While DLNR said attacks were rare, its Division of Conservation and Resource Enforcement on Kauai said the July attack is only the second documented case of dogs in the vicinity of monk seals since 2013. The first occurred in September of 2013, when an officer responded to find the dogs were on leashes but that there were no reported incidents with the monk seal.

The investigation into the most recent fatal attack is ongoing.

“These are the only two cases involving dogs and monk seals,” DLNR spokeswoman Deborah Ward wrote in an email. “There are other cases involving seals but these did not involve dogs.”

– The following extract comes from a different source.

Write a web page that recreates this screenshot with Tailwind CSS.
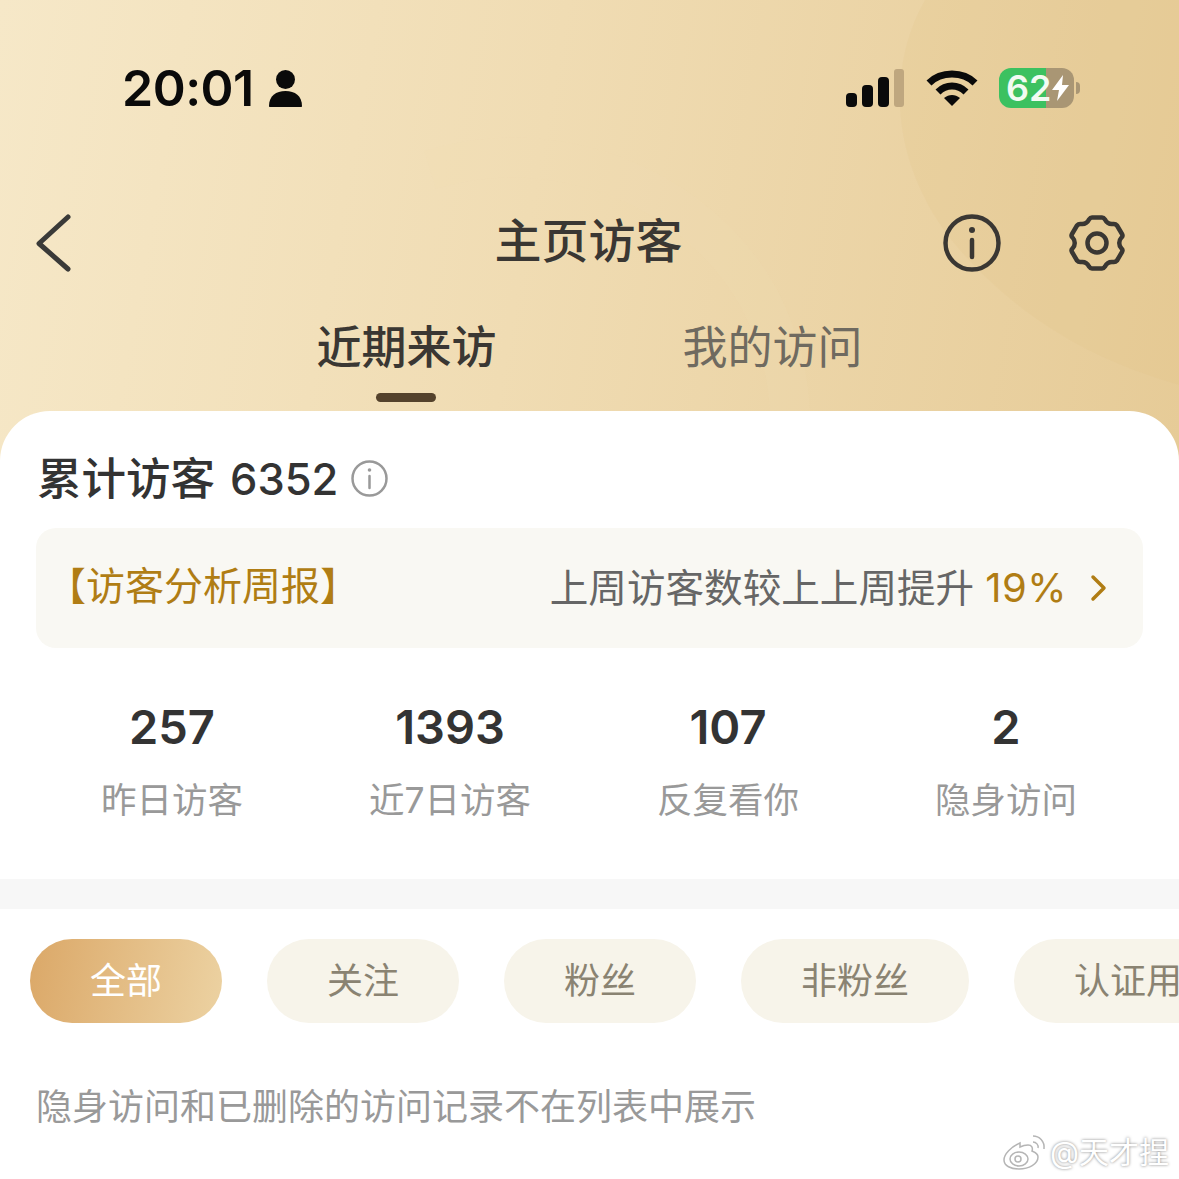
<!DOCTYPE html>
<html><head><meta charset="utf-8"><script src="https://cdn.jsdelivr.net/npm/@tailwindcss/browser@4"></script></head>
<body class="m-0">
<div class="relative w-[1179px] h-[1179px] overflow-hidden bg-white font-['Inter','Noto_Sans_CJK_SC',sans-serif] text-[#333333]">
  <div class="relative h-[460px] -mb-[49px] bg-[linear-gradient(100deg,#f6e8c8_0%,#f0dcb3_45%,#e6cb97_100%)] overflow-hidden">
    <svg class="absolute inset-0" width="1179" height="460" viewBox="0 0 1179 460" fill="none">
      <path d="M925 0C885 70 890 170 960 250C1030 330 1110 365 1179 385V0Z" fill="#dfbf85" fill-opacity="0.16"/>
      <path d="M430 170C560 130 700 190 760 300C780 340 790 380 790 420" stroke="#f3e0b8" stroke-opacity="0.15" stroke-width="40"/>
    </svg>
    <div class="relative h-[176px] pl-[122px] pr-[99px] pt-[58px] flex items-start justify-between">
      <div class="flex items-center gap-[14px] h-[60px]">
        <span class="text-[50px] leading-[60px] font-semibold text-[#0a0a0a] tracking-[-0.5px]">20:01</span>
        <svg width="35" height="38" viewBox="0 0 35 38" fill="#0a0a0a"><circle cx="17.5" cy="10.5" r="9.5"/><path d="M1 37c0-10 7-15 16.500-15S34 27 34 37c0 .6-.5 1-1 1H2c-.6 0-1-.4-1-1z"/></svg>
      </div>
      <div class="flex items-center h-[60px]">
        <svg class="mr-[21px]" width="60" height="38" viewBox="0 0 60 38"><rect x="1" y="24" width="11" height="14" rx="4" fill="#0a0a0a"/><rect x="17" y="16" width="11" height="22" rx="4" fill="#0a0a0a"/><rect x="33" y="8" width="11" height="30" rx="4" fill="#0a0a0a"/><rect x="49" y="0" width="10" height="38" rx="3" fill="#bfa77f"/></svg>
        <svg class="mr-[21px]" width="52" height="38" viewBox="0 0 52 38" fill="none" stroke="#0a0a0a" stroke-width="7"><path d="M3 14C15 2 37 2 49 14"/><path d="M12 23C20 15 32 15 40 23"/><path d="M26 37l-8-8c5-4 11-4 16 0z" fill="#0a0a0a" stroke="none"/></svg>
        <div class="relative w-[75px] h-[40px] rounded-[12px] bg-[linear-gradient(90deg,#3cc160_47px,#a99674_47px)] mr-[2px]">
          <span class="absolute left-[7px] top-0 text-[36px] leading-[40px] font-semibold text-[#f2fbf2]">62</span>
          <svg class="absolute left-[52px] top-[7px]" width="19" height="26" viewBox="0 0 19 26" fill="#ffffff"><path d="M12 0L1 15h7l-2 11 12-16h-7z"/></svg>
        </div>
        <div class="w-[4px] h-[12px] rounded-r-[4px] bg-[#a99674]"></div>
      </div>
    </div>
    <div class="relative h-[132px] pl-[34px] pr-[52px] flex items-start justify-between">
      <svg class="mt-[38px]" width="38" height="58" viewBox="0 0 38 58" fill="none" stroke="#3a3a38" stroke-width="5" stroke-linecap="round" stroke-linejoin="round"><path d="M34 3L5 29.500 34 55"/></svg>
      <div class="absolute left-0 right-[2px] top-[35px] text-center text-[47px] leading-[60px] font-medium text-[#3a3733]">主页访客</div>
      <div class="flex items-center gap-[65px] mt-[37px]">
        <svg width="60" height="60" viewBox="0 0 60 60" fill="none" stroke="#3a3733" stroke-width="4.500" stroke-linecap="round"><circle cx="30" cy="30" r="26.500"/><path d="M30 27v17"/><circle cx="30" cy="17" r="3" fill="#3a3733" stroke="none"/></svg>
        <svg width="60" height="60" viewBox="0 0 60 60" fill="none" stroke="#3a3733" stroke-width="4.500" stroke-linejoin="round"><circle cx="30" cy="30" r="9.500"/><path d="M22 6.500c1-1.500 2-2 3-2h10c1 0 2 .5 3 2 1.500 3 4 5 8 4.500 2-.3 3 .3 4 1.500l5 8.500c.6 1 .6 2.500-.5 3.500-3 3-3 8 0 11 1.100 1 1.100 2.500.5 3.500l-5 8.500c-1 1.200-2 1.800-4 1.500-4-.5-6.500 1.500-8 4.500-1 1.500-2 2-3 2H25c-1 0-2-.5-3-2-1.500-3-4-5-8-4.500-2 .3-3-.3-4-1.500l-5-8.500c-.6-1-.6-2.500.5-3.500 3-3 3-8 0-11-1.100-1-1.100-2.500-.5-3.500l5-8.500c1-1.200 2-1.800 4-1.500 4 .5 6.500-1.500 8-4.500z"/></svg>
      </div>
    </div>
    <div class="relative flex justify-center gap-[186px] text-[45px] leading-[60px]">
      <div class="relative h-[103px] font-medium text-[#3a3733] pt-[10px]">近期来访<div class="absolute left-[60px] top-[85px] w-[60px] h-[9px] rounded-full bg-[#54422c]"></div></div>
      <div class="h-[103px] text-[#6f6a60] pt-[10px]">我的访问</div>
    </div>
  </div>

  <div class="relative bg-white rounded-t-[50px] h-[768px] flex flex-col">
    <div class="pl-[37px] pt-[38px] h-[117px] flex items-start">
      <span class="text-[44.5px] leading-[60px] font-medium text-[#333333]">累计访客</span>
      <span class="text-[43.5px] leading-[60px] font-medium text-[#333333] ml-[15px]">6352</span>
      <svg class="ml-[13px] mt-[11px]" width="37" height="37" viewBox="0 0 37 37" fill="none" stroke="#999999" stroke-width="2.500" stroke-linecap="round"><circle cx="18.500" cy="18.500" r="17"/><path d="M18.500 16v12"/><circle cx="18.500" cy="10" r="1.800" fill="#999999" stroke="none"/></svg>
    </div>
    <div class="mx-[36px] h-[120px] rounded-[20px] bg-[#f9f8f3] flex items-center justify-between pl-[11px] pr-[36px]">
      <span class="text-[39px] leading-[50px] -mt-[4px] text-[#b07d14]">【访客分析周报】</span>
      <div class="flex items-center">
        <span class="text-[38.6px] leading-[50px] text-[#666666]">上周访客数较上上周提升</span>
        <span class="text-[40px] leading-[50px] text-[#b07d14] ml-[11px] font-normal tracking-[0.5px]">19%</span>
        <svg class="ml-[23px]" width="17" height="28" viewBox="0 0 17 28" fill="none" stroke="#b07d14" stroke-width="3.500" stroke-linecap="round" stroke-linejoin="round"><path d="M3 3l11 11L3 25"/></svg>
      </div>
    </div>
    <div class="grid grid-cols-[278px_278px_278px_278px] pl-[33px] pt-[49px] h-[231px]">
      <div class="text-center"><div class="text-[47px] leading-[60px] font-semibold text-[#333333]">257</div><div class="mt-[21px] text-[35.5px] leading-[46px] text-[#999999]">昨日访客</div></div>
      <div class="text-center"><div class="text-[47px] leading-[60px] font-semibold text-[#333333]">1393</div><div class="mt-[21px] text-[35.5px] leading-[46px] text-[#999999]">近7日访客</div></div>
      <div class="text-center"><div class="text-[47px] leading-[60px] font-semibold text-[#333333]">107</div><div class="mt-[21px] text-[35.5px] leading-[46px] text-[#999999]">反复看你</div></div>
      <div class="text-center"><div class="text-[47px] leading-[60px] font-semibold text-[#333333]">2</div><div class="mt-[21px] text-[35.5px] leading-[46px] text-[#999999]">隐身访问</div></div>
    </div>
    <div class="h-[30px] bg-[#f7f7f7]"></div>
    <div class="flex pl-[30px] pt-[30px] whitespace-nowrap text-[36px] leading-[84px]">
      <div class="w-[192px] h-[84px] rounded-full bg-[linear-gradient(100deg,#dba868,#ecd2a2)] text-white text-center shrink-0">全部</div>
      <div class="ml-[45px] w-[192px] h-[84px] rounded-full bg-[#f7f4ea] text-[#8a8372] text-center shrink-0">关注</div>
      <div class="ml-[45px] w-[192px] h-[84px] rounded-full bg-[#f7f4ea] text-[#8a8372] text-center shrink-0">粉丝</div>
      <div class="ml-[45px] w-[228px] h-[84px] rounded-full bg-[#f7f4ea] text-[#8a8372] text-center shrink-0">非粉丝</div>
      <div class="ml-[45px] w-[264px] h-[84px] rounded-full bg-[#f7f4ea] text-[#8a8372] text-center shrink-0">认证用户</div>
    </div>
    <div class="pl-[36px] mt-[59px] text-[36px] leading-[50px] text-[#999999] whitespace-nowrap">隐身访问和已删除的访问记录不在列表中展示</div>
  </div>

  <div class="absolute left-[1003px] top-[1132px] flex items-center text-[30px] leading-[40px] text-white [text-shadow:0_0_3px_rgba(0,0,0,0.5)]">
    <svg width="44" height="36" viewBox="0 0 44 36" fill="#ffffff" stroke="#b5b5b5" stroke-width="1.500"><path d="M17 9C8 13 1 20 1 26c0 6 7 9 15 9 10 0 19-5 19-12 0-4-4-5-6-6 1-3 0-6-4-6-3 0-6 1-8 2z"/><ellipse cx="16" cy="25" rx="9" ry="7" fill="none"/><circle cx="15" cy="25" r="3" fill="none"/><path d="M30 2c6 0 12 5 11 13M30 8c3 0 6 3 5 6" fill="none"/></svg>
    <span class="ml-[3px]">@天才捏</span>
  </div>
</div>
</body></html>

Ward said tracking statistics back prior to 2013 would be too difficult to provide.

However, as for statewide seal cases referred to the NOAA’s Office of Law Enforcement, approximately 10 percent over a five-year period involved dogs, according to information provided by the Marine Conservation Institute.

William Chandler, MCI’s conservation advisor, said that in response to a Freedom of Information Act request by his nonprofit advocacy group, the National Marine Fisheries Service, reported a total of 81 incidents involving seals between Jan. 1 2008, and June 25, 2013.

Eight cases were listed as dogs — wild and domestic — attacking or harassing seals, according to Chandler. Four of those eight occurred on Kauai, with two involving seals being bitten.

Chandler questions whether the numbers may be much higher.

“These are only documented cases that have been reported,” he said.

Schofield said that while there are certainly some seal-dog interactions that don’t get reported, NOAA has an extensive network of between 300 and 400 volunteers across the islands responding to seals on a daily basis.

Of the 81 statewide monk seal cases reported to NOAA, 12 were listed as mortalities, 45 as harassment, three as feeding of a seal and 13 as other. In addition to the four dog incidents on Kauai, three occurred on Oahu and one on Big Island.

The first of the reported cases on Kauai occurred in 2008 and involved a dog harassing a monk seal. A written warning was issued and no bite occurred in that case, according to MCI. In 2010, a dog attacked and bit a monk seal on an undisclosed Kauai beach. That case was ultimately transferred to DLNR.

The other two cases occurred in 2012 and 2013, but were later closed due to lack of evidence.

While not a major issue today, Schofield said, “we cannot afford to lose a single monk seal,” and that the threat of dogs could prove serious.

“It could be a concern in the future,” he said.